[begin SUPPLIED INFORMATION]

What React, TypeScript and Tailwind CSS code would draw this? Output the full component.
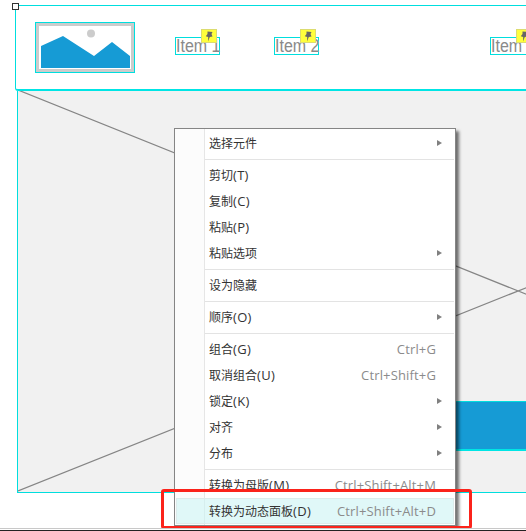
type MenuEntry =
  | { type: "sep" }
  | { type: "item"; label: string; hotkey?: string; shortcut?: string; sub?: boolean; active?: boolean };

const menu: MenuEntry[] = [
  { type: "item", label: "选择元件", sub: true },
  { type: "sep" },
  { type: "item", label: "剪切", hotkey: "(T)" },
  { type: "item", label: "复制", hotkey: "(C)" },
  { type: "item", label: "粘贴", hotkey: "(P)" },
  { type: "item", label: "粘贴选项", sub: true },
  { type: "sep" },
  { type: "item", label: "设为隐藏" },
  { type: "sep" },
  { type: "item", label: "顺序", hotkey: "(O)", sub: true },
  { type: "sep" },
  { type: "item", label: "组合", hotkey: "(G)", shortcut: "Ctrl+G" },
  { type: "item", label: "取消组合", hotkey: "(U)", shortcut: "Ctrl+Shift+G" },
  { type: "item", label: "锁定", hotkey: "(K)", sub: true },
  { type: "item", label: "对齐", sub: true },
  { type: "item", label: "分布", sub: true },
  { type: "sep" },
  { type: "item", label: "转换为母版", hotkey: "(M)", shortcut: "Ctrl+Shift+Alt+M" },
  { type: "item", label: "转换为动态面板", hotkey: "(D)", shortcut: "Ctrl+Shift+Alt+D", active: true },
];

function NavItem({ label, className }: { label: string; className: string }) {
  return (
    <div className={`relative mt-[15px] h-[18px] w-[45px] shrink-0 border border-[#00dede] font-['Liberation_Sans',sans-serif] text-[16px] leading-[16px] whitespace-nowrap text-[#8a8a8a] ${className}`}>
      <span className="block origin-center scale-y-[1.15]">{label}</span>
      <div className="absolute top-[-9px] right-[2px] flex h-[14px] w-[16px] items-center justify-center border border-[#dcdc70] bg-[#ffff3c]">
        <svg width="8" height="11" viewBox="0 0 8 11">
          <path d="M2.5 0.5 L7.5 1 L6.5 3 L7.5 5.5 L4.8 6 L3 10.5 L3.2 6 L0.8 5.2 L2.5 3 Z" fill="#666" />
        </svg>
      </div>
    </div>
  );
}

function ContextMenu() {
  return (
    <div className="absolute top-[128px] left-[174px] h-[398px] w-[282px] border border-[#858585] bg-white py-px font-['Noto_Sans_CJK_SC',sans-serif] text-[12px] text-[#333] shadow-[3px_3px_3px_rgba(0,0,0,0.55)]">
      <div className="absolute top-0 bottom-0 left-0 w-[30px] border-r border-[#e6e6e6] bg-[#fcfcfc]" />
      {menu.map((entry, i) =>
        entry.type === "sep" ? (
          <div key={i} className="relative flex h-[6px] items-center pr-px pl-[30px]">
            <div className="h-[1px] w-full bg-[#e3e3e3]" />
          </div>
        ) : (
          <div
            key={i}
            className={
              entry.active
                ? "relative mx-px flex h-[26px] items-center border border-[#dcebeb] bg-[#e0f8f8] pr-[17px] pl-[32px]"
                : "relative flex h-[26px] items-center pr-[19px] pl-[34px]"
            }
          >
            {entry.active ? <span className="absolute inset-y-0 left-[27px] w-px bg-[#d6eeee]" /> : null}
            <span className="flex-1 leading-[16px] whitespace-nowrap">
              {entry.label}
              {entry.hotkey ? (
                <span className="font-['Open_Sans',sans-serif] text-[13px] leading-[0] tracking-[0.3px]">{entry.hotkey}</span>
              ) : null}
            </span>
            {entry.shortcut ? (
              <span className="font-['Open_Sans',sans-serif] text-[13px] leading-[16px] tracking-[0.15px] whitespace-nowrap text-[#8b8b8b]">
                {entry.shortcut}
              </span>
            ) : null}
            {entry.sub ? (
              <span className="absolute right-[13px] h-0 w-0 border-y-[3.5px] border-l-[5px] border-y-transparent border-l-[#808080]" />
            ) : null}
          </div>
        ),
      )}
    </div>
  );
}

export default function App() {
  return (
    <div className="flex h-[531px] w-[526px] flex-col overflow-hidden bg-white">
      <div className="relative h-[528px] w-full shrink-0 overflow-hidden pt-[5px] pl-[15px]">
        {/* header frame */}
        <div className="flex h-[86px] w-[530px] items-start rounded-bl-[3px] border-t border-b-2 border-l border-t-[#00dede] border-b-[#00e5e5] border-l-[#00dede] pt-[16px] pl-[19px]">
          <div className="h-[51px] w-[100px] shrink-0 border border-[#00dede]">
            <div className="h-full w-full border-[3px] border-[#ccc] bg-white">
              <svg width="92" height="43" viewBox="0 0 92 43" className="block">
                <circle cx="52" cy="7.5" r="4" fill="#ccc" />
                <path d="M2 20 L24 10 L55 30 L73 16 L91 30 L91 42 L2 42 Z" fill="#169bd5" />
              </svg>
            </div>
          </div>
          <NavItem label="Item 1" className="ml-[40px]" />
          <NavItem label="Item 2" className="ml-[54px]" />
          <NavItem label="Item 3" className="ml-[171px]" />
        </div>
        <div className="absolute top-[3px] left-[12px] h-[7px] w-[7px] border border-[#333] bg-white" />

        {/* placeholder */}
        <div className="ml-[2px] h-[402px] w-[530px] border-b border-l border-b-[#00dede] border-l-[#00dede] bg-[#f1f1f1]">
          <svg width="510" height="402" viewBox="0 0 510 402" className="block">
            <path d="M0 -1 L510 204 M0 400 L510 196" stroke="#858585" strokeWidth="1.2" fill="none" />
          </svg>
        </div>

        <div className="absolute top-[401px] left-[400px] h-[50px] w-[140px] border-t border-b-2 border-t-[#00dede] border-b-[#00e5e5] bg-[#169bd5]" />

        <ContextMenu />

        <div className="absolute top-[489px] left-[161px] h-[40px] w-[311px] rounded-[3px] border-[3px] border-[#fb231b]" />
      </div>
      <div className="h-px w-full shrink-0 bg-[#c8c8c8]" />
      <div className="h-px w-full shrink-0 bg-white" />
      <div className="h-px w-full shrink-0 bg-[#222]" />
    </div>
  );
}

[end SUPPLIED INFORMATION]

» **TASK PROMPT**
Reproduce the whole listing word for word, setting aside any pictures.

» **TASK OUTPUT**
What React, TypeScript and Tailwind CSS code would draw this? Output the full component.
type MenuEntry =
  | { type: "sep" }
  | { type: "item"; label: string; hotkey?: string; shortcut?: string; sub?: boolean; active?: boolean };

const menu: MenuEntry[] = [
  { type: "item", label: "选择元件", sub: true },
  { type: "sep" },
  { type: "item", label: "剪切", hotkey: "(T)" },
  { type: "item", label: "复制", hotkey: "(C)" },
  { type: "item", label: "粘贴", hotkey: "(P)" },
  { type: "item", label: "粘贴选项", sub: true },
  { type: "sep" },
  { type: "item", label: "设为隐藏" },
  { type: "sep" },
  { type: "item", label: "顺序", hotkey: "(O)", sub: true },
  { type: "sep" },
  { type: "item", label: "组合", hotkey: "(G)", shortcut: "Ctrl+G" },
  { type: "item", label: "取消组合", hotkey: "(U)", shortcut: "Ctrl+Shift+G" },
  { type: "item", label: "锁定", hotkey: "(K)", sub: true },
  { type: "item", label: "对齐", sub: true },
  { type: "item", label: "分布", sub: true },
  { type: "sep" },
  { type: "item", label: "转换为母版", hotkey: "(M)", shortcut: "Ctrl+Shift+Alt+M" },
  { type: "item", label: "转换为动态面板", hotkey: "(D)", shortcut: "Ctrl+Shift+Alt+D", active: true },
];

function NavItem({ label, className }: { label: string; className: string }) {
  return (
    <div className={`relative mt-[15px] h-[18px] w-[45px] shrink-0 border border-[#00dede] font-['Liberation_Sans',sans-serif] text-[16px] leading-[16px] whitespace-nowrap text-[#8a8a8a] ${className}`}>
      <span className="block origin-center scale-y-[1.15]">{label}</span>
      <div className="absolute top-[-9px] right-[2px] flex h-[14px] w-[16px] items-center justify-center border border-[#dcdc70] bg-[#ffff3c]">
        <svg width="8" height="11" viewBox="0 0 8 11">
          <path d="M2.5 0.5 L7.5 1 L6.5 3 L7.5 5.5 L4.8 6 L3 10.5 L3.2 6 L0.8 5.2 L2.5 3 Z" fill="#666" />
        </svg>
      </div>
    </div>
  );
}

function ContextMenu() {
  return (
    <div className="absolute top-[128px] left-[174px] h-[398px] w-[282px] border border-[#858585] bg-white py-px font-['Noto_Sans_CJK_SC',sans-serif] text-[12px] text-[#333] shadow-[3px_3px_3px_rgba(0,0,0,0.55)]">
      <div className="absolute top-0 bottom-0 left-0 w-[30px] border-r border-[#e6e6e6] bg-[#fcfcfc]" />
      {menu.map((entry, i) =>
        entry.type === "sep" ? (
          <div key={i} className="relative flex h-[6px] items-center pr-px pl-[30px]">
            <div className="h-[1px] w-full bg-[#e3e3e3]" />
          </div>
        ) : (
          <div
            key={i}
            className={
              entry.active
                ? "relative mx-px flex h-[26px] items-center border border-[#dcebeb] bg-[#e0f8f8] pr-[17px] pl-[32px]"
                : "relative flex h-[26px] items-center pr-[19px] pl-[34px]"
            }
          >
            {entry.active ? <span className="absolute inset-y-0 left-[27px] w-px bg-[#d6eeee]" /> : null}
            <span className="flex-1 leading-[16px] whitespace-nowrap">
              {entry.label}
              {entry.hotkey ? (
                <span className="font-['Open_Sans',sans-serif] text-[13px] leading-[0] tracking-[0.3px]">{entry.hotkey}</span>
              ) : null}
            </span>
            {entry.shortcut ? (
              <span className="font-['Open_Sans',sans-serif] text-[13px] leading-[16px] tracking-[0.15px] whitespace-nowrap text-[#8b8b8b]">
                {entry.shortcut}
              </span>
            ) : null}
            {entry.sub ? (
              <span className="absolute right-[13px] h-0 w-0 border-y-[3.5px] border-l-[5px] border-y-transparent border-l-[#808080]" />
            ) : null}
          </div>
        ),
      )}
    </div>
  );
}

export default function App() {
  return (
    <div className="flex h-[531px] w-[526px] flex-col overflow-hidden bg-white">
      <div className="relative h-[528px] w-full shrink-0 overflow-hidden pt-[5px] pl-[15px]">
        {/* header frame */}
        <div className="flex h-[86px] w-[530px] items-start rounded-bl-[3px] border-t border-b-2 border-l border-t-[#00dede] border-b-[#00e5e5] border-l-[#00dede] pt-[16px] pl-[19px]">
          <div className="h-[51px] w-[100px] shrink-0 border border-[#00dede]">
            <div className="h-full w-full border-[3px] border-[#ccc] bg-white">
              <svg width="92" height="43" viewBox="0 0 92 43" className="block">
                <circle cx="52" cy="7.5" r="4" fill="#ccc" />
                <path d="M2 20 L24 10 L55 30 L73 16 L91 30 L91 42 L2 42 Z" fill="#169bd5" />
              </svg>
            </div>
          </div>
          <NavItem label="Item 1" className="ml-[40px]" />
          <NavItem label="Item 2" className="ml-[54px]" />
          <NavItem label="Item 3" className="ml-[171px]" />
        </div>
        <div className="absolute top-[3px] left-[12px] h-[7px] w-[7px] border border-[#333] bg-white" />

        {/* placeholder */}
        <div className="ml-[2px] h-[402px] w-[530px] border-b border-l border-b-[#00dede] border-l-[#00dede] bg-[#f1f1f1]">
          <svg width="510" height="402" viewBox="0 0 510 402" className="block">
            <path d="M0 -1 L510 204 M0 400 L510 196" stroke="#858585" strokeWidth="1.2" fill="none" />
          </svg>
        </div>

        <div className="absolute top-[401px] left-[400px] h-[50px] w-[140px] border-t border-b-2 border-t-[#00dede] border-b-[#00e5e5] bg-[#169bd5]" />

        <ContextMenu />

        <div className="absolute top-[489px] left-[161px] h-[40px] w-[311px] rounded-[3px] border-[3px] border-[#fb231b]" />
      </div>
      <div className="h-px w-full shrink-0 bg-[#c8c8c8]" />
      <div className="h-px w-full shrink-0 bg-white" />
      <div className="h-px w-full shrink-0 bg-[#222]" />
    </div>
  );
}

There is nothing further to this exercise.